If we focus on resolving the exercises using a distributed memory model, it is important to comment that the exercise is executed on the Opteron and Odroid distributed memory machines by varying the mapping of the processes and the number of processes created. Two approaches are considered regarding the type of possible mapping: (a) mapping oriented to optimizing the amount of memory, and (b) mapping oriented to optimizing the use of the CPU. In (a) you try to occupy the maximum number of possible nodes with a single process, before assigning several processes to the same node (MD-OpteronM and MD-OdroidM options). In (b) you try to map the neighboring processes within the same node, and thus, communication between them will be more efficient (MD-OpteronC and MD-OdroidC options). Finally, for each of the two mapping options, different executions are performed by varying the number of possible processes (starting from a minimum of 2 processes and

doubling the number to a maximum of 32 for the Opteron machine and up to a maximum of 256 for the Odroid machine). It should be noted that these maximum values are the number of cores that each of these machines have.
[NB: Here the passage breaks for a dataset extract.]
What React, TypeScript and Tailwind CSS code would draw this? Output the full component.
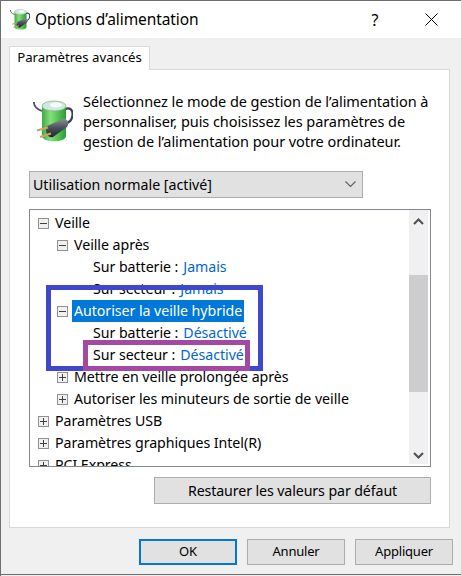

To evaluate an exercise, in a first phase a ranking of the different solutions delivered by the students is generated. Therefore, from the two possible mapping options (memory-bound and CPU-bound), the most favorable option (with better speedup) is selected, both for the Opteron and the Odroid machine. After selecting the best mapping on both machines, all the speedups obtained by varying the number of nodes (from 2 to 32 on the Opteron machine and from 2 to 256 on the Odroid machine) are added together. The value of the sums of each of the student groups is normalized to 1 to obtain the ranking. It is important to note that the sum is used instead of the harmonic mean in order to give more weight to the executions with the greatest number of processes, since these will be the ones that will obtain a numerical value of higher speedup, and will have more influence in the order of the ranking of each group of students. This rewards the behavior of the exercise in which executions have a greater number of processes. Based on the ranking, a rating of 10 is assigned to the first group and the rest of the groups receive a rating proportional to the distance they have from the first. Again, it is important to note that if a minimum value is not achieved in this sum normalized to 1, that practical delivery is considered non-evaluable. Finally, in a second phase, a face-to-face interview is carried out with each of the groups to validate their knowledge of the solution presented and the knowledge they have acquired with their resolution. It should be noted here that the grade given to each of the 2 members of the group may be different, depending on how each student responds to the questions asked in the interview. However, there is a very high correlation between the grades in phase 1 and phase 2. Groups that get a better speedup tend to get a good grade in the face-to-face interview.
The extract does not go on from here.